In this case, they demonstrated making a ligand for a known antibody (3-E7) which has been used as a test bed before in these sorts of experiments. They start off by making pentapeptides on the end of their single-stranded DNA template, with ten amino acids to vary at each position. The N-terminus is either left as NH2 or is capped with one of nine small organic acids. The ssDNA is converted into double-stranded form, and the library is screened against the antibody, and the selected/amplified DNA coming out of that process is used as the input for the next round. What they found was that the process, after two rounds, converged on Leu-enkephalin, the known binding partner for the 3-E7 antibody. You can see it picking up amino acids along the way until it arrives at the actual pentapeptide. A second experiment started with every codon in the initial DNA sequence coding for a different amino acid than in the first run, but that one converged on Leu-enkephalin as well after round 2, so this wasn’t a lucky hit because of DNA coding bias.

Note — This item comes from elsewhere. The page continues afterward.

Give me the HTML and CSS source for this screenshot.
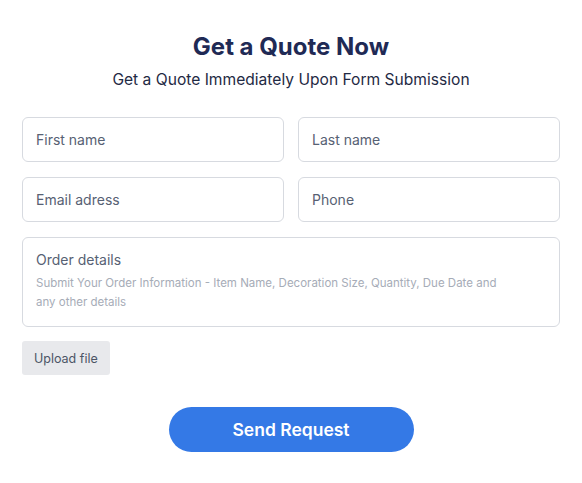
FILE: index.html
```html
<!DOCTYPE html>
<html>
<head>
<meta charset="utf-8">
<link rel="stylesheet" href="styles.css">
</head>
<body>
<div class="quote">
  <h1 class="title">Get a Quote Now</h1>
  <p class="subtitle">Get a Quote Immediately Upon Form Submission</p>
  <form class="form">
    <div class="grid">
      <div class="field"><span class="label">First name</span></div>
      <div class="field"><span class="label">Last name</span></div>
      <div class="field"><span class="label">Email adress</span></div>
      <div class="field"><span class="label">Phone</span></div>
    </div>
    <div class="area">
      <span class="label">Order details</span>
      <span class="hint">Submit Your Order Information - Item Name, Decoration Size, Quantity, Due Date and any other details</span>
    </div>
    <div class="upload-row"><span class="upload">Upload file</span></div>
    <div class="submit-row"><span class="submit">Send Request</span></div>
  </form>
</div>
</body>
</html>
```

FILE: styles.css
```css
html, body {
  margin: 0;
  padding: 0;
  background: #ffffff;
}
body {
  font-family: Inter, "Noto Sans", sans-serif;
}
.quote {
  width: 538px;
  margin: 0 auto;
  padding-top: 32px;
  display: flex;
  flex-direction: column;
}
.title {
  margin: 0;
  text-align: center;
  font-size: 24px;
  font-weight: 700;
  line-height: 30px;
  color: #1f2a55;
}
.subtitle {
  margin: 8px 0 0;
  text-align: center;
  font-size: 15.6px;
  line-height: 20px;
  color: #1f2a44;
}
.form {
  margin-top: 27px;
  display: flex;
  flex-direction: column;
}
.grid {
  display: grid;
  grid-template-columns: 1fr 1fr;
  column-gap: 14px;
  row-gap: 15px;
}
.field {
  height: 45px;
  box-sizing: border-box;
  border: 1px solid #d7dae0;
  border-radius: 6px;
  padding: 0 13px;
  display: flex;
  align-items: center;
}
.label {
  font-size: 14px;
  color: #576173;
}
.area {
  margin-top: 15px;
  height: 90px;
  box-sizing: border-box;
  border: 1px solid #d7dae0;
  border-radius: 6px;
  padding: 13px 13px;
  display: flex;
  flex-direction: column;
  gap: 6px;
}
.hint {
  max-width: 470px;
  font-size: 11.5px;
  line-height: 19px;
  color: #a6acb7;
}
.upload-row {
  margin-top: 14px;
  display: flex;
}
.upload {
  height: 34px;
  padding: 0 12px;
  display: flex;
  align-items: center;
  background: #e8e9ec;
  border-radius: 3px;
  font-size: 12.5px;
  color: #4c5566;
}
.submit-row {
  margin-top: 32px;
  display: flex;
  justify-content: center;
}
.submit {
  width: 245px;
  height: 45px;
  border-radius: 23px;
  background: #3479e6;
  color: #ffffff;
  font-size: 17.5px;
  font-weight: 600;
  display: flex;
  align-items: center;
  justify-content: center;
}
```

The hope is that this process will zero in on promising binders without having to make them all up front:
Diversification between rounds of selection by recombination makes possible in vitro evolution of libraries with complexities exceeding the physical library size. Thus, a “best” molecule can be pinpointed without exhaustive testing of all potential species. Starting with a working population of compounds that sparsely sample a chemical space, molecules containing parts of an optimal molecular solution often have a selective advantage relative to siblings, and become enriched. Subsequent recombination processes splice together fragments from the numerous partially optimal molecules to form a globally optimal molecule. Thus, the best structure is found, even if the odds were negligible that it existed in the initial working population.
And that, I would have to guess, is the fundamental technology behind DiCE, although it’s no doubt gone through several refinements in recent years. I like it, but I can think of one possible pitfall (and there are surely others). This is, in a way, a sort of DNA-directed fragment optimization. But there are times when a good molecule cannot seem to be dissected into fragments – there’s no apparent path, because the binding doesn’t seem to add up piece by piece, but rather ends up being more synergistic. This is not a killer objection to DiCE, though, because it’s just a source of false negatives, and presumably there’s a reasonable universe of true positives to pick from. You’re looking for a technique that will give you some real hits, not all the real hits that could ever be.
It’s a long way from these ideas to replacing monoclonal antibodies with synthetic small molecules (although I’ll bet that the molecules will turn out to be only small-ish by the time they get optimized). But Sanofi has seen enough to be interested, and that should give DiCE some good funding (and good incentives) to see what they can do with it.